A new fleet of Acela trains capable of hitting speeds up to 160 miles per hour—well over the current maximum speed of 135 mph—will bring more frequent service to Amtrak's northeast corridor between Washington and Boston starting in 2021, thanks to a new $2.45 billion federal loan.

Vice President Joe Biden announced the funding Friday, which has been financed by the Department of Transportation's Build America Bureau and marks the largest loan in the federal DOT's history. Amtrak plans to pay back the loan with increased revenue from the more frequent train service, according to the NY Times.

"There's no better way to say 'we're open for business' than closing the largest loan in DOT history," said U.S. Transportation Secretary Anthony Foxx in a statement Friday. "America needs to go big on infrastructure, and we're not just talking the talk."

Amtrak will purchase a total of 28 new Acela trainsets, the first of which are scheduled to hit the rails in about five years. Once all of the new trains are operational, Acelas will depart on the half hour between Washington and New York, and on the hour between New York and Boston. Inside the cars, expect faster WiFi, more USB ports and outlets, and better food service (though Amtrak didn't immediately respond to our inquiry about what the latter might entail). The new cars will also be lighter and more aerodynamic overall, reducing energy consumption by an estimated 20%.

The northeast corridor, which runs 457 miles, served 3.5 million passengers in 2014, up from 2.4 million in 2002. Acela passenger capacity along the corridor is expected to increase about 40% with the new cars, according to a release from the White House. The 20 current trainsets, which have been in operation for fifteen years, will be phased out.

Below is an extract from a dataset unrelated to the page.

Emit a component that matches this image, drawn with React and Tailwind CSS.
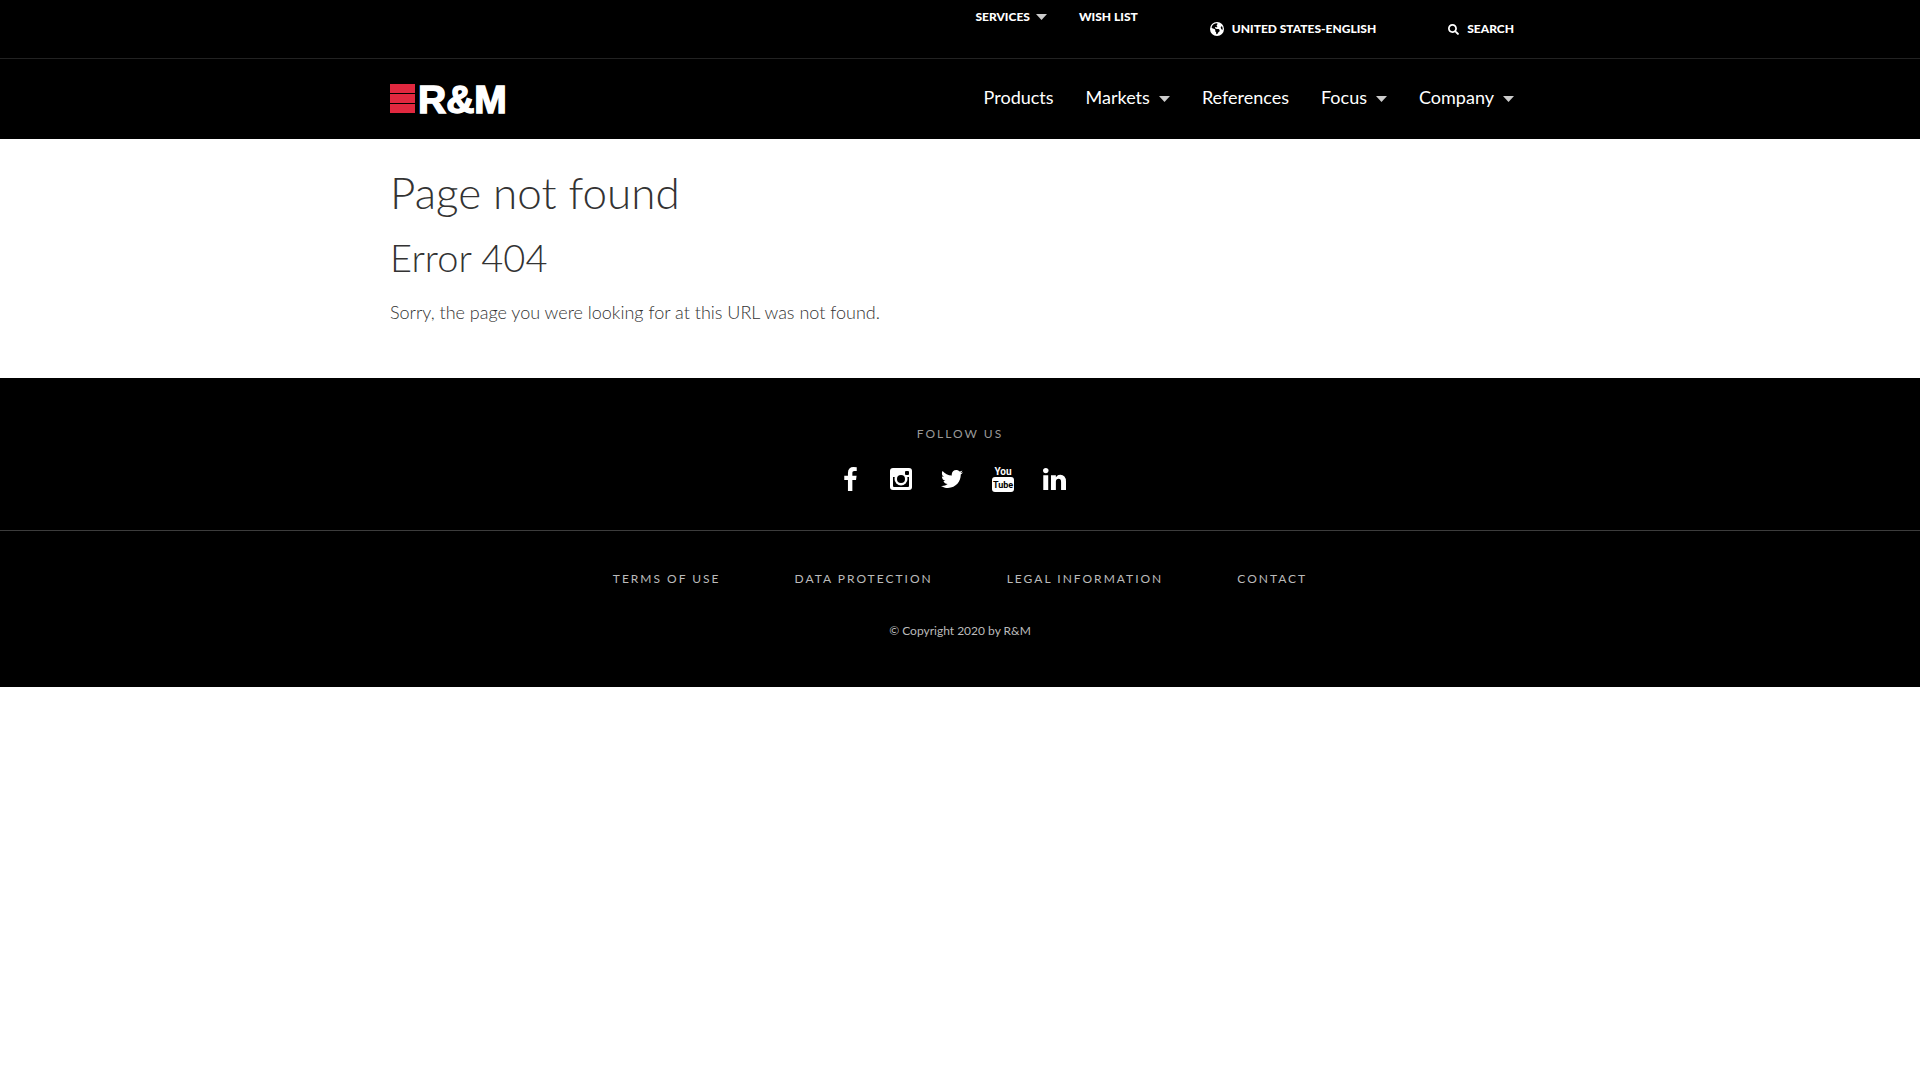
import { FaTwitter, FaSearch } from "react-icons/fa";
import { FaEarthAmericas } from "react-icons/fa6";

const mainNav = [
  { label: "Products" },
  { label: "Markets", menu: true },
  { label: "References" },
  { label: "Focus", menu: true },
  { label: "Company", menu: true },
];

const legalLinks = ["Terms of use", "Data protection", "Legal information", "Contact"];

function Caret({ className }) {
  return (
    <svg viewBox="0 0 11 6" className={`h-[6px] w-[11px] fill-[#cccccc] ${className}`} aria-hidden="true">
      <path d="M0 0h11L5.500 6z" />
    </svg>
  );
}

function Logo() {
  return (
    <svg viewBox="0 -6 120 44" className="h-11 w-[120px]" role="img" aria-label="R&M">
      <g fill="#e1283f">
        <rect y="1" width="25" height="9" />
        <rect y="11" width="25" height="9" />
        <rect y="21" width="25" height="9" />
      </g>
      <text
        x="28"
        y="30"
        fill="#fff"
        stroke="#fff"
        strokeWidth="1.5"
        fontFamily="Liberation Sans, Arial, sans-serif"
        fontWeight="700"
        fontSize="39"
      >
        R&amp;M
      </text>
    </svg>
  );
}

function FacebookIcon() {
  return (
    <svg viewBox="479 0 864 1664" className="h-6 w-[13px]" fill="currentColor" aria-hidden="true">
      <path d="M1343 12v264h-157q-86 0-116 36t-30 108v189h293l-39 296h-254v759h-306v-759h-255v-296h255v-218q0-186 104-288.500t277-102.500q147 0 228 12z" />
    </svg>
  );
}

function InstagramIcon() {
  return (
    <svg viewBox="0 0 22 22" className="h-[22px] w-[22px]" aria-hidden="true">
      <rect width="22" height="22" rx="3" fill="#fff" />
      <path d="M3 9h16v9a1 1 0 0 1-1 1H4a1 1 0 0 1-1-1z" fill="#000" />
      <circle cx="11" cy="11" r="6.500" fill="#fff" />
      <circle cx="11" cy="11" r="4" fill="#000" />
      <rect x="15" y="3" width="4" height="4" rx="1" fill="#000" />
    </svg>
  );
}

function YoutubeIcon() {
  return (
    <svg viewBox="0 0 22 28" className="h-7 w-[22px]" aria-hidden="true">
      <rect y="12" width="22" height="15" rx="3" fill="#fff" />
      <g fontFamily="Roboto, sans-serif" fontWeight="700" textAnchor="middle">
        <text x="11" y="10" fontSize="10" fill="#fff">You</text>
        <text x="11" y="23" fontSize="9" fill="#000">Tube</text>
      </g>
    </svg>
  );
}

function LinkedinIcon() {
  return (
    <svg viewBox="0 434 1536 1468" className="h-[22px] w-[23px]" fill="currentColor" aria-hidden="true">
      <path d="M349 911v991h-330v-991h330zM370 605q1 73-50.500 122t-135.500 49h-2q-82 0-132-49t-50-122q0-74 51.500-122.500t134.500-48.500h2q83 0 133 48.500t51 122.500zM1536 1334v568h-329v-530q0-105-40.500-164.500t-126.500-59.500q-63 0-105.500 34.500t-63.500 85.500q-11 30-11 81v553h-329q2-399 2-647t-1-296l-1-48h329v144h-2q20-32 41-56t56.500-52 87-43.500 114.500-15.500q171 0 275 113.500t104 332.500z" />
    </svg>
  );
}

const socials = [
  { name: "Facebook", icon: <FacebookIcon /> },
  { name: "Instagram", icon: <InstagramIcon /> },
  { name: "Twitter", icon: <FaTwitter size={22} /> },
  { name: "YouTube", icon: <YoutubeIcon /> },
  { name: "LinkedIn", icon: <LinkedinIcon /> },
];

function Header() {
  return (
    <header className="bg-black text-white">
      <div className="border-b border-[#222222]">
        <div className="mx-auto flex h-[58px] max-w-[1170px] justify-end pr-[31px] pl-[15px] text-[12px] leading-4 font-black uppercase">
          <button type="button" className="mt-[9px] flex h-4 items-center uppercase">
            Services
            <Caret className="ml-[6px]" />
          </button>
          <a href="#" className="mt-[9px] ml-8 h-4">Wish list</a>
          <button type="button" className="ml-[72px] flex items-center gap-2 uppercase">
            <FaEarthAmericas size={14} />
            United States-English
          </button>
          <button type="button" className="ml-[72px] flex items-center gap-2 uppercase">
            <FaSearch size={11} />
            Search
          </button>
        </div>
      </div>
      <div className="mx-auto flex h-20 max-w-[1170px] items-center justify-between pr-[31px] pl-[15px]">
        <a href="#">
          <Logo />
        </a>
        <nav className="flex gap-8 pb-1 text-[18px] leading-6">
          {mainNav.map((item) => (
            <a key={item.label} href="#" className="flex items-center">
              {item.label}
              {item.menu && <Caret className="mt-[3px] ml-[9px]" />}
            </a>
          ))}
        </nav>
      </div>
    </header>
  );
}

function Footer() {
  return (
    <footer className="bg-black text-center text-[#bbbbbb]">
      <div className="border-b border-[#3c3c3c] pt-12 pb-[35px]">
        <h3 className="text-[12px] leading-4 tracking-[2px] text-[#999999] uppercase">Follow us</h3>
        <ul className="mt-[21px] flex justify-center pr-4 text-white">
          {socials.map((s) => (
            <li key={s.name} className="w-[51px]">
              <a href="#" aria-label={s.name} className="flex h-8 items-center justify-center">
                {s.icon}
              </a>
            </li>
          ))}
        </ul>
      </div>
      <div className="pt-10 pb-12 text-[12px] leading-4">
        <ul className="flex justify-center gap-[74px] tracking-[2px] uppercase">
          {legalLinks.map((label) => (
            <li key={label}>
              <a href="#">{label}</a>
            </li>
          ))}
        </ul>
        <p className="mt-9">© Copyright 2020 by R&amp;M</p>
      </div>
    </footer>
  );
}

export default function App() {
  return (
    <div className="min-h-screen bg-white font-[Lato,sans-serif]">
      <Header />
      <main className="mx-auto max-w-[1170px] px-[15px] pt-[27px] pb-[54px] font-light text-[#333333]">
        <h1 className="text-[44px] leading-[52px]">Page not found</h1>
        <h2 className="mt-[13px] text-[38px] leading-[52px]">Error 404</h2>
        <p className="mt-[17px] text-[18px] leading-6">Sorry, the page you were looking for at this URL was not found.</p>
      </main>
      <Footer />
    </div>
  );
}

Part of the funding will also go towards "necessary track upgrades" between stations in New Carrolton and Baltimore in Maryland, and platform and station renovations at the corridor's four busiest stations: Penn Station, Washington Union Station, Baltimore Penn Station, and New Carrolton Station.

The new trains are technically capable of exceeding 160 mph—up to 186 mph, according to Alstom, the hired engineers—but will be constrained by Amtrak's track network; faster travel times would require an overhaul of the entire track system.

According to Alstom, the new train design, called Avelia Liberty, is equipped to handle sharp curves smoothly, at high speeds. The trains themselves will be built at Alstom's Hornell, New York headquarters.